Lake Agassiz Peatlands Natural Area is a 25411 acre National Natural Landmark located in Koochiching County, Minnesota consisting of peatlands. The Myrtle Lake Peatland State Natural Area is contained within the Lake Agassiz Peatlands and covers 22950 acre.

== Description ==
Peatlands cover more than 10% of Minnesota and compared to other Minnesota ecosystems, have not been cleared or fragmented by development. Minnesota has over 6 million acres of peatlands, more than any other U.S. state except Alaska. Minnesota peatlands are accessible to researchers, and do not have permafrost, allowing for study of groundwater hydrology. They are also unusually close to the prairie-forest border compared to other North American peatlands. Extensive glacial lake plains also lie within the Laurentian Mixed Forest Province of Minnesota.
Raised bogs, water track fens including pattern water tracks or fens and featureless water tracks, and spring fens all exist in Lake Agassiz Peatlands Natural Area.

== History ==

=== Formation ===
Minnesota's peatlands began to form about 5-6,000 years ago when the climate cooled and precipitation increased. They formed in part of the footprint from Lake Agassiz, a lake fed by meltwater from the retreating Laurentide Ice sheet at the end of the last ice age.
Peat formation requires low-oxygen conditions that prevent normal decomposition of plant debris, and occurs in areas of poor drainage where there is more precipitation than evaporation. The water table also is high, at or near the surface, and saturates dead plant material, allowing organic matter to accumulate and form peat.

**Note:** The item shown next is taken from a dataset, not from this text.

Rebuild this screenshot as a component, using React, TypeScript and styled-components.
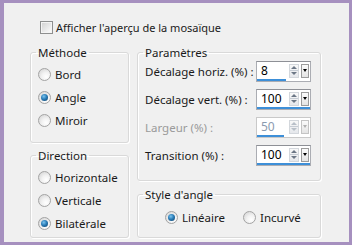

Some Minnesota peatlands are acidic, deep, and over 4,000 years old and support black spruce bogs and poor swam forests.

=== National Natural Landmark designation ===
Designated in November 1965 under the Historic Sites Act, its ownership and oversight are provided by the National Park Service of the United States. This designation from the United States Secretary of the Interior, gives it recognition as an outstanding example of the nation's natural history. The designation describes it as
An example of the extensive peatlands occupying the bed of ancient glacial Lake Agassiz, illustrating the process of peat accumulation over about 11,000 years. The area contains Myrtle Lake Bog, which developed contrary to the usual successional process of lake filling, and is an excellent example of both raised and string bogs.

== Natural diversity ==

=== Flora ===
Plants found in Minnesota peatlands include leather leaf, Labrador tea, sundews, bladderworts, black spruce, swamp laurel, bog rosemary, and sedges, cotton grasses, bog birch, willows, and brown and sphagnum moss species.

Endangered, threatened, or plants of concern can be found in Minnesota peatlands such as linear-leaved sundew, English sundew, coastal sedge, twig rush, bog rush, sooty colored beak-rush, and montane yellow-eyed grass.

=== Fauna ===
Otherwise uncommon animals in Minnesota peatlands include northern bog lemming, short-eared owl, yellow rail, and Wilson's phalarope. Some shrews and voles also inhabit peatlands, as well as red squirrels and snowshoe hares. With the construction of ditches, beaver, muskrat, otter, and mink are now more common.

Prior to the loss of migration routes in the early 1900s, woodland caribou were present in Minnesota peatlands.

Great grey owls live permanently in forested peatlands. Migratory birds come to peatlands in spring and summer months.